Department of Emergency Medicine; University of Pennsylvania Perelman School of Medicine
Stephanie Abbuhl MD is Professor and Vice Chair of Faculty Affairs in the department of Emergency Medicine at the University of Pennsylvania’s Perelman School of Medicine. She is board certified in both emergency medicine and internal medicine and completed the ELAM (Executive Leadership in Academic Medicine) fellowship in 2005. Dr. Abbuhl played a key role in the evolution of Emergency Medicine into a full academic department at Penn and over the years has served in several leadership positions including Interim Chair, Medical Director for 14 years, Fellowship Director, and Vice Chair since 2004. She has continued to actively practice and teach emergency medicine for over 35 years. Dr. Abbuhl’s primary research interests include establishing evidence-based best practices for faculty development (men and women) and investigating causal factors and interventions to advance women’s careers in medicine.

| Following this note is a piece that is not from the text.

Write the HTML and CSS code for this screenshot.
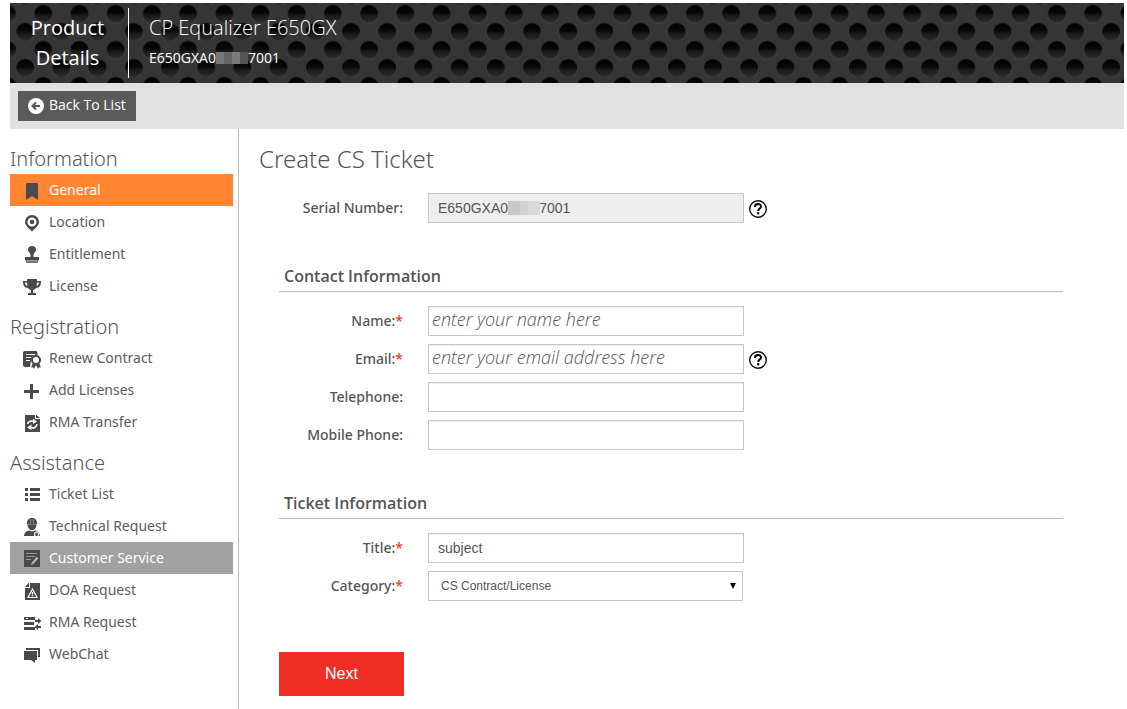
FILE: index.html
```html
<!DOCTYPE html>
<html lang="en">
<head>
  <meta charset="UTF-8">
  <title>Create CS Ticket</title>
  <link rel="stylesheet" href="styles.css">
</head>
<body>
  <header class="product">
    <svg class="mesh" width="100%" height="100%" aria-hidden="true">
      <defs>
        <linearGradient id="hole" x1="0" y1="0" x2="0" y2="1">
          <stop offset="0" stop-color="#000"/>
          <stop offset="0.45" stop-color="#080808"/>
          <stop offset="0.6" stop-color="#1a1a1a"/>
          <stop offset="1" stop-color="#2c2c2c"/>
        </linearGradient>
        <pattern id="holes" x="15.2" y="1.5" width="36.2" height="36" patternUnits="userSpaceOnUse">
          <rect width="37" height="36" fill="#353535"/>
          <g fill="#3f3f3f">
            <ellipse cx="18.1" cy="10" rx="9.6" ry="9.4"/>
            <ellipse cx="0" cy="28" rx="9.6" ry="9.4"/>
            <ellipse cx="36.2" cy="28" rx="9.6" ry="9.4"/>
          </g>
          <g fill="url(#hole)">
            <ellipse cx="18.1" cy="9.3" rx="9" ry="8.8"/>
            <ellipse cx="0" cy="27.3" rx="9" ry="8.8"/>
            <ellipse cx="36.2" cy="27.3" rx="9" ry="8.8"/>
          </g>
        </pattern>
      </defs>
      <rect width="100%" height="100%" fill="url(#holes)"/>
    </svg>
    <div class="product-label">Product<br>Details</div>
    <div class="product-info">
      <div class="product-name">CP Equalizer E650GX</div>
      <div class="product-serial">E650GXA0<span class="mask mask-dark"></span>7001</div>
    </div>
  </header>

  <div class="toolbar">
    <a class="back" href="#">
      <svg width="16" height="16" viewBox="0 0 16 16"><circle cx="8" cy="8" r="8" fill="#fff"/><path d="M12 8H5M8 4.5L4.5 8L8 11.5" fill="none" stroke="#555" stroke-width="2"/></svg>
      Back To List
    </a>
  </div>

  <div class="content">
    <nav class="sidebar">
      <h2>Information</h2>
      <ul>
        <li><a class="active" href="#"><svg class="icon" viewBox="0 0 20 20"><path d="M5 2h10q1 0 1 1v16l-6-4-6 4V3q0-1 1-1z"/></svg>General</a></li>
        <li><a href="#"><svg class="icon" viewBox="0 0 20 20"><path fill-rule="evenodd" d="M10 2a7 7 0 0 1 7 7c0 3.500-3.500 6-7 9.500C6.500 15 3 12.500 3 9a7 7 0 0 1 7-7zm0 2.500a4.500 4.500 0 1 0 0 9 4.500 4.500 0 0 0 0-9z"/><circle cx="10" cy="9" r="2.300"/></svg>Location</a></li>
        <li><a href="#"><svg class="icon" viewBox="0 0 20 20"><path d="M10 1a4 4 0 0 1 4 4c0 2-2.500 3-2.500 5v2H17v3H3v-3h5.500v-2C8.500 8 6 7 6 5a4 4 0 0 1 4-4z"/><path d="M3 15h14v1H3z" fill="#999"/><path d="M4 16h12v2H4z" fill="#777"/></svg>Entitlement</a></li>
        <li><a href="#"><svg class="icon" viewBox="0 0 20 20"><path fill-rule="evenodd" d="M5 2h10v2h4c0 5-1.500 6.500-5 7-1 1.500-2 2-3 2.300V16h3v2H6v-2h3v-2.700C8 13 7 12.500 6 11 2.500 10.500 1 9 1 4h4zM3 5.500c.2 2 .8 3 2.300 3.500L5 5.500zm14 0h-2L14.700 9c1.500-.5 2.100-1.500 2.300-3.500z"/></svg>License</a></li>
      </ul>
      <h2>Registration</h2>
      <ul>
        <li><a href="#"><svg class="icon" viewBox="0 0 20 20"><path d="M3 2h11q1.500 0 1.500 2v2A5.500 5.500 0 0 0 9 12l-1 6H3q-2 0-2-2V4q0-2 2-2z"/><path d="M4 5.500h9M4 8.500h5M4 11.500h4" stroke="#fff" stroke-width="1.200"/><path d="M11 14l-2 4.500 2-.3 1 1.800 2-4 2 4 1-1.800 2 .3-2-4.500z"/><circle cx="14" cy="11" r="4" fill="#fff" stroke="#4a4a4a" stroke-width="2"/></svg>Renew Contract</a></li>
        <li><a href="#"><svg class="icon" viewBox="0 0 20 20"><path d="M8 3h3v6h6v3h-6v6H8v-6H2V9h6z"/></svg>Add Licenses</a></li>
        <li><a href="#"><svg class="icon" viewBox="0 0 20 20"><path d="M3 2h10v4h5v13H3z"/><path d="M14 1.500l4 3.500h-4z"/><path d="M5.500 11c.5-2.500 3-3.500 6-2.500M15 11c-.5 3.500-3 4.500-6 3.500" stroke="#fff" stroke-width="1.600" fill="none"/><path d="M11 5.800l4 2.800-4 2.400zM9.500 11.500v5.500l-4.500-2.500z" fill="#fff"/></svg>RMA Transfer</a></li>
      </ul>
      <h2>Assistance</h2>
      <ul>
        <li><a href="#"><svg class="icon" viewBox="0 0 20 20"><path d="M3 3h3v3H3zM8 3h10v3H8zM3 8h3v3H3zM8 8h10v3H8zM3 13h3v3H3zM8 13h10v3H8z"/></svg>Ticket List</a></li>
        <li><a href="#"><svg class="icon" viewBox="0 0 20 20"><path d="M5 6c0-3 2-5 5-5s5 2 5 5l.5 1h-11z"/><path d="M5.500 7h9c0 4-2 6-4.500 6s-4.500-2-4.500-6zM2 19c0-3 2-5 5-5.500l3 1 3-1c3 .5 5 2.500 5 5.500z"/><path d="M8.500 2v4M11.500 2v4M6 7.200h8" stroke="#888"/><path d="M12 19.500l1-1.500c-1-2 0-3 1.500-3s3 1.500 1.500 4" fill="none" stroke="#fff" stroke-width="1.200"/></svg>Technical Request</a></li>
        <li><a class="current" href="#"><svg class="icon" viewBox="0 0 20 20"><path d="M2 1h16v17H2z"/><path d="M4 4.500h11M4 7.500h9M4 10.500h5" stroke="#999" stroke-width="1.200"/><path d="M15.500 8.500l-5 6" stroke="#bbb" stroke-width="2"/><path d="M9 16l.5-2 1.500 1.300z" fill="#bbb"/></svg>Customer Service</a></li>
        <li><a href="#"><svg class="icon" viewBox="0 0 20 20"><path d="M8 2h10v17H3V7h5z"/><path d="M7 1.500V6H3z"/><path d="M10.500 8l4.500 8.500H6z" fill="none" stroke="#fff" stroke-width="1.200"/><path d="M10.500 11v2.500M10.500 14.300v1" stroke="#fff" stroke-width="1.400"/></svg>DOA Request</a></li>
        <li><a href="#"><svg class="icon" viewBox="0 0 20 20"><path d="M2 4h11v3H2zM2 9h10v3H2zM2 14h11v3H2zM13 7h3V5l3.500 3-3.500 3V9h-3zM19 13h-3v-2l-3.500 3 3.500 3v-2h3z"/><path d="M4 5.500h2" stroke="#fff"/></svg>RMA Request</a></li>
        <li><a href="#"><svg class="icon" viewBox="0 0 20 20"><path d="M4 3h14v9h-2V5H4z"/><path d="M2 6h13v9h-2v3l-4-3H2z"/></svg>WebChat</a></li>
      </ul>
    </nav>

    <main class="main">
      <h1>Create CS Ticket</h1>
      <form class="ticket">
        <div class="row">
          <label for="serial">Serial Number:</label>
          <div class="serial-field">
            <input id="serial" type="text" value="E650GXA0&nbsp;&nbsp;&nbsp;&nbsp;&nbsp;&nbsp;&nbsp;&nbsp;7001" readonly>
            <span class="mask mask-light"></span>
          </div>
          <button class="help" type="button" aria-label="Serial number help"><svg width="20" height="20" viewBox="0 0 20 20"><circle cx="10" cy="10" r="8.300" fill="#fff" stroke="#111" stroke-width="1.400"/><path d="M7 8c0-4 6-4 6-.6 0 2.100-2.800 2.100-2.800 4.600" fill="none" stroke="#000" stroke-width="2"/><path d="M9.100 13.200h2.200v2.100H9.100z"/></svg></button>
        </div>

        <fieldset>
          <legend>Contact Information</legend>
          <div class="row">
            <label for="name">Name:<em>*</em></label>
            <input id="name" type="text" placeholder="enter your name here">
          </div>
          <div class="row">
            <label for="email">Email:<em>*</em></label>
            <input id="email" type="email" placeholder="enter your email address here">
            <button class="help" type="button" aria-label="Email help"><svg width="20" height="20" viewBox="0 0 20 20"><circle cx="10" cy="10" r="8.300" fill="#fff" stroke="#111" stroke-width="1.400"/><path d="M7 8c0-4 6-4 6-.6 0 2.100-2.800 2.100-2.800 4.600" fill="none" stroke="#000" stroke-width="2"/><path d="M9.100 13.200h2.200v2.100H9.100z"/></svg></button>
          </div>
          <div class="row">
            <label for="telephone">Telephone:</label>
            <input id="telephone" type="tel">
          </div>
          <div class="row">
            <label for="mobile">Mobile Phone:</label>
            <input id="mobile" type="tel">
          </div>
        </fieldset>

        <fieldset>
          <legend>Ticket Information</legend>
          <div class="row">
            <label for="title">Title:<em>*</em></label>
            <input id="title" type="text" value="subject">
          </div>
          <div class="row">
            <label for="category">Category:<em>*</em></label>
            <div class="select">
              <select id="category">
                <option>CS Contract/License</option>
              </select>
              <svg width="6" height="6" viewBox="0 0 6 6"><path d="M0 0h6L3 6z"/></svg>
            </div>
          </div>
        </fieldset>

        <button class="next" type="submit">Next</button>
      </form>
    </main>
  </div>
</body>
</html>
```
FILE: styles.css
```css
* {
  box-sizing: border-box;
}
body {
  margin: 0;
  padding: 3px 3px 0 10px;
  min-height: 100vh;
  display: flex;
  flex-direction: column;
  background: #fff;
  color: #555;
  font-family: "Open Sans", "Noto Sans", sans-serif;
  font-size: 14px;
}

/* product header */
.product {
  position: relative;
  display: flex;
  align-items: center;
  height: 80px;
  color: #fff;
  background: #353535;
}
.mesh {
  position: absolute;
  top: 0;
  left: 0;
}
.product-label {
  position: relative;
  width: 119px;
  height: 70px;
  padding: 5px 3px 0 0;
  border-right: 1px solid #fff;
  font-size: 20px;
  line-height: 30px;
  text-align: center;
}
.product-info {
  position: relative;
  height: 70px;
  padding: 5px 20px 0;
}
.product-name {
  font-size: 20px;
  font-weight: 300;
  line-height: 30px;
}
.product-serial {
  display: flex;
  align-items: center;
  line-height: 30px;
}
.mask {
  width: 32px;
  height: 12px;
}
.mask-dark {
  background: linear-gradient(90deg, #777 0 8px, #656565 8px 16px, #777c7e 16px 24px, #555 24px);
}
.mask-light {
  position: absolute;
  top: 8px;
  left: 80px;
  height: 14px;
  background: linear-gradient(90deg, #c8c8c8 0 12px, #d0d0d0 12px 20px, #dadada 20px);
}

/* toolbar */
.toolbar {
  display: flex;
  padding: 8px;
  background: #e1e1e1;
}
.back {
  display: flex;
  align-items: center;
  gap: 5px;
  height: 30px;
  padding: 0 10px 2px;
  background: #5a5a5a;
  color: #fff;
  line-height: 28px;
  text-decoration: none;
}
.back svg {
  margin-top: 2px;
}

.content {
  flex: 1;
  display: flex;
}

/* sidebar */
.sidebar {
  width: 229px;
  padding: 5px 5px 0 0;
  border-right: 1px solid #bbb;
}
.sidebar h2 {
  margin: 0;
  height: 40px;
  padding-top: 10px;
  font-family: "Noto Sans", sans-serif;
  font-size: 20px;
  font-weight: 300;
  line-height: 30px;
}
.sidebar ul {
  margin: 0;
  padding: 0;
  list-style: none;
}
.sidebar a {
  display: flex;
  align-items: center;
  gap: 7px;
  height: 32px;
  padding: 0 0 2px 12px;
  color: #5c5c5c;
  font-family: "Noto Sans", sans-serif;
  text-decoration: none;
}
.sidebar a.active {
  background: #ff8533;
  color: #fff;
}
.sidebar a.current {
  background: #a1a1a1;
  color: #fff;
}
.icon {
  width: 20px;
  height: 20px;
  margin-top: 4px;
  fill: #4a4a4a;
}

/* form */
.main {
  flex: 1;
  padding: 10px 61px 13px 20px;
}
h1 {
  margin: 0;
  font-family: "Noto Sans", sans-serif;
  font-size: 24px;
  font-weight: 300;
  line-height: 40px;
}
.ticket {
  padding: 14px 0 0 20px;
}
.row {
  display: flex;
  align-items: center;
  margin-bottom: 8px;
}
.row label {
  width: 124px;
  margin-right: 25px;
  padding-bottom: 2px;
  font-family: "Noto Sans", sans-serif;
  font-weight: 500;
  text-align: right;
}
.row em {
  color: #f03a2e;
  font-style: normal;
}
.row input,
.row select {
  width: 316px;
  height: 30px;
  padding: 0 9px;
  border: 1px solid #c6c6c6;
  border-radius: 0;
  background: #fff;
  color: #555;
  font-family: "Liberation Sans", Arial, sans-serif;
  font-size: 14px;
}
.row input {
  box-shadow: inset 0 1px 1px #eee;
}
.row input[readonly] {
  background: #eee;
}
.row input[placeholder] {
  padding: 0 3px;
}
.row input::placeholder {
  color: #555;
  font-family: "Open Sans", sans-serif;
  font-size: 18px;
  font-style: italic;
  font-weight: 300;
}
.serial-field {
  position: relative;
  display: flex;
}
.help {
  display: flex;
  margin-left: 4px;
  padding: 2px 0 0;
  border: 0;
  background: none;
}
.select {
  display: grid;
  align-items: center;
}
.select select,
.select svg {
  grid-area: 1 / 1;
}
.row select {
  width: 315px;
  padding: 0 12px;
  appearance: none;
  font-size: 12px;
}
.select svg {
  justify-self: end;
  margin-right: 7px;
  pointer-events: none;
}
fieldset {
  margin: 0;
  padding: 30px 0 0;
  border: 0;
}
legend {
  float: left;
  width: 100%;
  height: 31px;
  margin-bottom: 14px;
  padding: 0 5px;
  border-bottom: 1px solid #bbb;
  font-size: 16px;
  font-weight: 600;
  line-height: 30px;
}
legend + .row {
  clear: both;
}
.next {
  width: 125px;
  height: 44px;
  margin-top: 43px;
  border: 0;
  background: #f02e26;
  color: #fff;
  font-family: "Liberation Sans", Arial, sans-serif;
  font-size: 16px;
}
```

Since 2001, Dr. Abbuhl has been the Executive Director of FOCUS on Health & Leadership for Women, a unique faculty development program funded by the Dean to recruit, retain and advance women faculty and to promote women’s health research. In 2004, the FOCUS program received the AAMC’s Women in Medicine Leadership Development Award. Dr. Abbuhl’s experience with numerous innovative FOCUS initiatives led to the unique RO1-funded NIH-TAC (Transforming Academic Culture) trial for which she was PI working with collaborator Dr. JA Grisso. This 4-year trial studied a multi-faced intervention in a cluster-randomized design across the entire school of medicine aimed at improving the academic productivity and job satisfaction of women faculty. Since 2013, along with a multidisciplinary team of Penn colleagues, Dr. Abbuhl has developed and led the Penn Pathways career-leadership program for men and women assistant professors in the STEM fields. Dr. Abbuhl’s recent awards have included the 2012 AAMC Group on Women in Medicine and Science Leadership Development Award, a national honor in recognition of her research and programmatic work on promoting women’s biomedical careers; the 2013 Trustee’s Council of Penn Women-Provost Award at Penn for her leadership in advancing women at the University of Pennsylvania; and the 2015 Arthur Asbury Outstanding Mentoring Award at the Perelman School of Medicine.